The Jacqueses' son and daughter-in-law had a house built by Andres Home two years earlier and had recommended the builder.
Work on the Jacqueses' house began in September, and the retired couple was supposed to close on the house in November. They sold their home in New York and started renting an apartment there until their Spring Hill house was complete.
Last week, the Jacqueses received notices from two Andres Home subcontractors saying that they had not been paid by the builder for work done on the house.
After checking with their bank, the Jacqueses found that Andres Home already had taken at least two "draws" on their escrow account totaling more than $25,000 that was supposed to be used to pay subcontractors, said Mary Jo Artura, the Jacqueses' daughter-in-law.
The Jacqueses also received a letter from Andres Home last week, Artura said. The letter said that because of a "backlog," their house would not be completed until January.
"Now they're renting a house, they've bought two (plane) tickets to come down here in November, but there is no reason for them to do so," Artura said of her in-laws.
"This is all wrong," she said. "It just is not right."
When a builder the size of Andres Home is in trouble, more than just customers can get hurt.

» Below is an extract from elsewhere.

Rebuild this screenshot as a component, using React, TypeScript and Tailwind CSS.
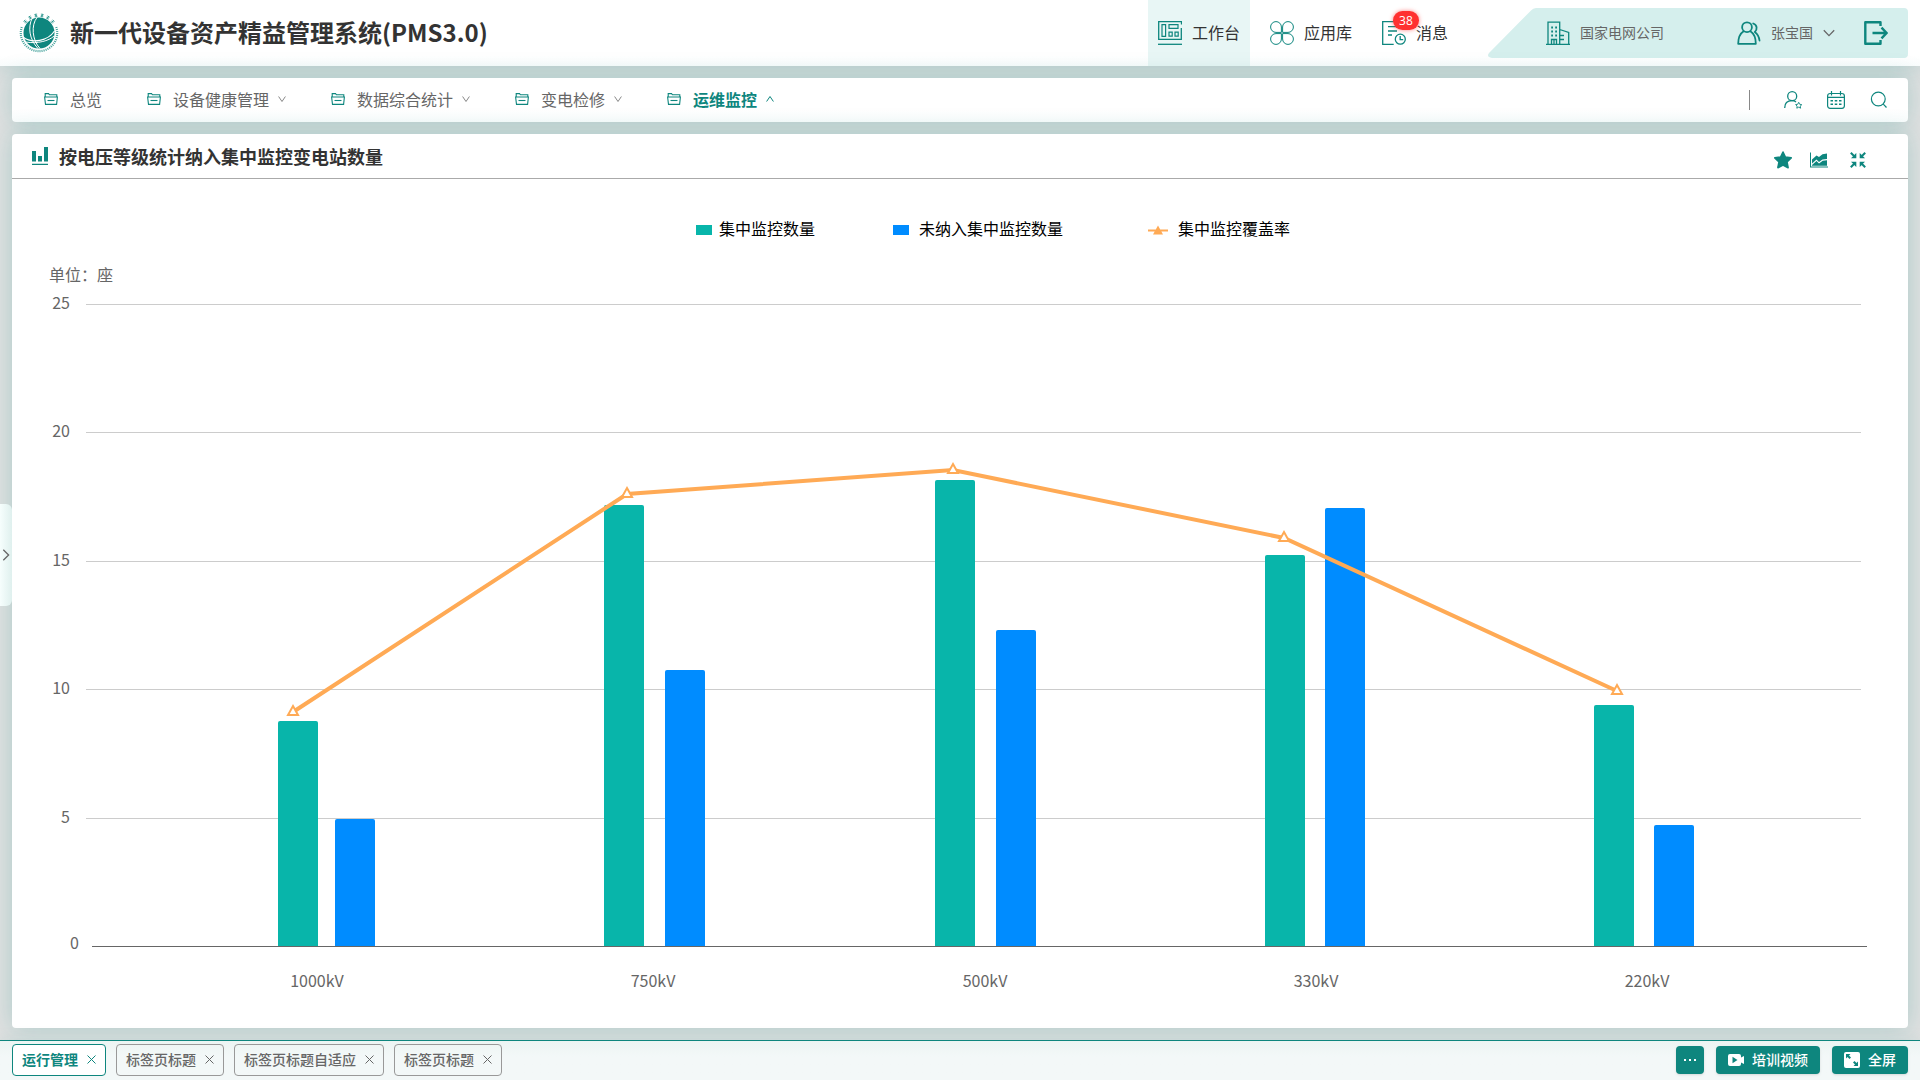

Dozens of subcontractors could be forced out of work in an already tough new-home market, and other builders could suffer if things at Andres Home do not improve.
"It would certainly give the whole industry a black eye," said Philip Dobson, vice president of the Hernando Builders Association.
"It would probably make everybody scrutinize (the building industry) more closely," he said. "Not only the banks, but the buyers, too."